• WHAT YOU WILL DO:
Write the data below out exactly as it stands. Do not include the pictures.

• GIVEN DATA:
+ + + + +
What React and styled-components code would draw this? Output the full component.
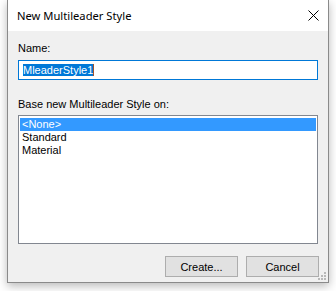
import React from "react";
import styled, { createGlobalStyle } from "styled-components";

const Global = createGlobalStyle`
  html, body { margin: 0; padding: 0; background: #ffffff; }
  body { width: 336px; height: 291px; overflow: hidden; }
  * { box-sizing: border-box; }
`;

const Window = styled.div`
  position: relative;
  margin-left: 7px;
  width: 322px;
  height: 283px;
  background: #f0f0f0;
  border: 1px solid #8a8a8a;
  border-top: none;
  box-shadow: 0 3px 9px rgba(0, 0, 0, 0.28);
  display: flex;
  flex-direction: column;
  font-family: "Liberation Sans", Arial, sans-serif;
  font-size: 11px;
  color: #000;
`;

const TitleBar = styled.div`
  height: 31px;
  background: #ffffff;
  display: flex;
  align-items: center;
  justify-content: space-between;
  padding: 0 9px;
`;

const Title = styled.span`
  font-family: "Segoe UI", "Noto Sans", sans-serif;
  font-size: 11.2px;
  line-height: 16px;
`;

const Body = styled.div`
  flex: 1;
  display: flex;
  flex-direction: column;
  padding: 9px 10px 5px 10px;
`;

const Label = styled.div`
  line-height: 16px;
  height: 16px;
  margin-top: ${(p) => p.$mt || 0}px;
`;

const Input = styled.div`
  margin-top: 4px;
  height: 20px;
  border: 1px solid #0078d7;
  background: #fff;
  display: flex;
  align-items: center;
  padding-left: 4px;
`;

const Selection = styled.span`
  background: #0078d7;
  color: #fff;
  line-height: 12px;
  height: 12px;
  padding: 0 0 0 0;
  display: inline-flex;
  align-items: center;
  border-right: 1px solid #a0522d;
`;

const ListBox = styled.div`
  margin-top: 3px;
  height: 129px;
  border: 1px solid #828790;
  background: #fff;
  padding: 2px 1px;
  display: flex;
  flex-direction: column;
`;

const Item = styled.div`
  height: 13px;
  line-height: 13px;
  padding-left: 2px;
  background: ${(p) => (p.$selected ? "#3399ff" : "transparent")};
  color: ${(p) => (p.$selected ? "#fff" : "#000")};
`;

const Buttons = styled.div`
  margin-top: 12px;
  display: flex;
  justify-content: flex-end;
  gap: 8px;
  margin-right: -1px;
`;

const Button = styled.button`
  width: 73px;
  height: 21px;
  background: #e1e1e1;
  border: 1px solid #adadad;
  font-family: inherit;
  font-size: 11px;
  color: #000;
  padding: 0;
  margin: 0;
`;

const Grip = styled.svg`
  position: absolute;
  right: 2px;
  bottom: 2px;
`;

const CloseIcon = () => (
  <svg width="11" height="11" viewBox="0 0 11 11">
    <path d="M0.5 0.5 L10.5 10.5 M10.5 0.5 L0.5 10.5" stroke="#000" strokeWidth="1" fill="none" />
  </svg>
);

export default function App() {
  return (
    <>
      <Global />
      <Window>
        <TitleBar>
          <Title>New Multileader Style</Title>
          <CloseIcon />
        </TitleBar>
        <Body>
          <Label>Name:</Label>
          <Input>
            <Selection>MleaderStyle1</Selection>
          </Input>
          <Label $mt={16}>Base new Multileader Style on:</Label>
          <ListBox>
            <Item $selected>&lt;None&gt;</Item>
            <Item>Standard</Item>
            <Item>Material</Item>
          </ListBox>
          <Buttons>
            <Button>Create...</Button>
            <Button>Cancel</Button>
          </Buttons>
        </Body>
        <Grip width="8" height="8" viewBox="0 0 8 8">
          <rect x="6" y="0" width="2" height="2" fill="#b8b8b8" />
          <rect x="3" y="3" width="2" height="2" fill="#b8b8b8" />
          <rect x="6" y="3" width="2" height="2" fill="#b8b8b8" />
          <rect x="0" y="6" width="2" height="2" fill="#b8b8b8" />
          <rect x="3" y="6" width="2" height="2" fill="#b8b8b8" />
          <rect x="6" y="6" width="2" height="2" fill="#b8b8b8" />
        </Grip>
      </Window>
    </>
  );
}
+ + + + +
• RESPONSE TO THE TASK:
What React and styled-components code would draw this? Output the full component.
import React from "react";
import styled, { createGlobalStyle } from "styled-components";

const Global = createGlobalStyle`
  html, body { margin: 0; padding: 0; background: #ffffff; }
  body { width: 336px; height: 291px; overflow: hidden; }
  * { box-sizing: border-box; }
`;

const Window = styled.div`
  position: relative;
  margin-left: 7px;
  width: 322px;
  height: 283px;
  background: #f0f0f0;
  border: 1px solid #8a8a8a;
  border-top: none;
  box-shadow: 0 3px 9px rgba(0, 0, 0, 0.28);
  display: flex;
  flex-direction: column;
  font-family: "Liberation Sans", Arial, sans-serif;
  font-size: 11px;
  color: #000;
`;

const TitleBar = styled.div`
  height: 31px;
  background: #ffffff;
  display: flex;
  align-items: center;
  justify-content: space-between;
  padding: 0 9px;
`;

const Title = styled.span`
  font-family: "Segoe UI", "Noto Sans", sans-serif;
  font-size: 11.2px;
  line-height: 16px;
`;

const Body = styled.div`
  flex: 1;
  display: flex;
  flex-direction: column;
  padding: 9px 10px 5px 10px;
`;

const Label = styled.div`
  line-height: 16px;
  height: 16px;
  margin-top: ${(p) => p.$mt || 0}px;
`;

const Input = styled.div`
  margin-top: 4px;
  height: 20px;
  border: 1px solid #0078d7;
  background: #fff;
  display: flex;
  align-items: center;
  padding-left: 4px;
`;

const Selection = styled.span`
  background: #0078d7;
  color: #fff;
  line-height: 12px;
  height: 12px;
  padding: 0 0 0 0;
  display: inline-flex;
  align-items: center;
  border-right: 1px solid #a0522d;
`;

const ListBox = styled.div`
  margin-top: 3px;
  height: 129px;
  border: 1px solid #828790;
  background: #fff;
  padding: 2px 1px;
  display: flex;
  flex-direction: column;
`;

const Item = styled.div`
  height: 13px;
  line-height: 13px;
  padding-left: 2px;
  background: ${(p) => (p.$selected ? "#3399ff" : "transparent")};
  color: ${(p) => (p.$selected ? "#fff" : "#000")};
`;

const Buttons = styled.div`
  margin-top: 12px;
  display: flex;
  justify-content: flex-end;
  gap: 8px;
  margin-right: -1px;
`;

const Button = styled.button`
  width: 73px;
  height: 21px;
  background: #e1e1e1;
  border: 1px solid #adadad;
  font-family: inherit;
  font-size: 11px;
  color: #000;
  padding: 0;
  margin: 0;
`;

const Grip = styled.svg`
  position: absolute;
  right: 2px;
  bottom: 2px;
`;

const CloseIcon = () => (
  <svg width="11" height="11" viewBox="0 0 11 11">
    <path d="M0.5 0.5 L10.5 10.5 M10.5 0.5 L0.5 10.5" stroke="#000" strokeWidth="1" fill="none" />
  </svg>
);

export default function App() {
  return (
    <>
      <Global />
      <Window>
        <TitleBar>
          <Title>New Multileader Style</Title>
          <CloseIcon />
        </TitleBar>
        <Body>
          <Label>Name:</Label>
          <Input>
            <Selection>MleaderStyle1</Selection>
          </Input>
          <Label $mt={16}>Base new Multileader Style on:</Label>
          <ListBox>
            <Item $selected>&lt;None&gt;</Item>
            <Item>Standard</Item>
            <Item>Material</Item>
          </ListBox>
          <Buttons>
            <Button>Create...</Button>
            <Button>Cancel</Button>
          </Buttons>
        </Body>
        <Grip width="8" height="8" viewBox="0 0 8 8">
          <rect x="6" y="0" width="2" height="2" fill="#b8b8b8" />
          <rect x="3" y="3" width="2" height="2" fill="#b8b8b8" />
          <rect x="6" y="3" width="2" height="2" fill="#b8b8b8" />
          <rect x="0" y="6" width="2" height="2" fill="#b8b8b8" />
          <rect x="3" y="6" width="2" height="2" fill="#b8b8b8" />
          <rect x="6" y="6" width="2" height="2" fill="#b8b8b8" />
        </Grip>
      </Window>
    </>
  );
}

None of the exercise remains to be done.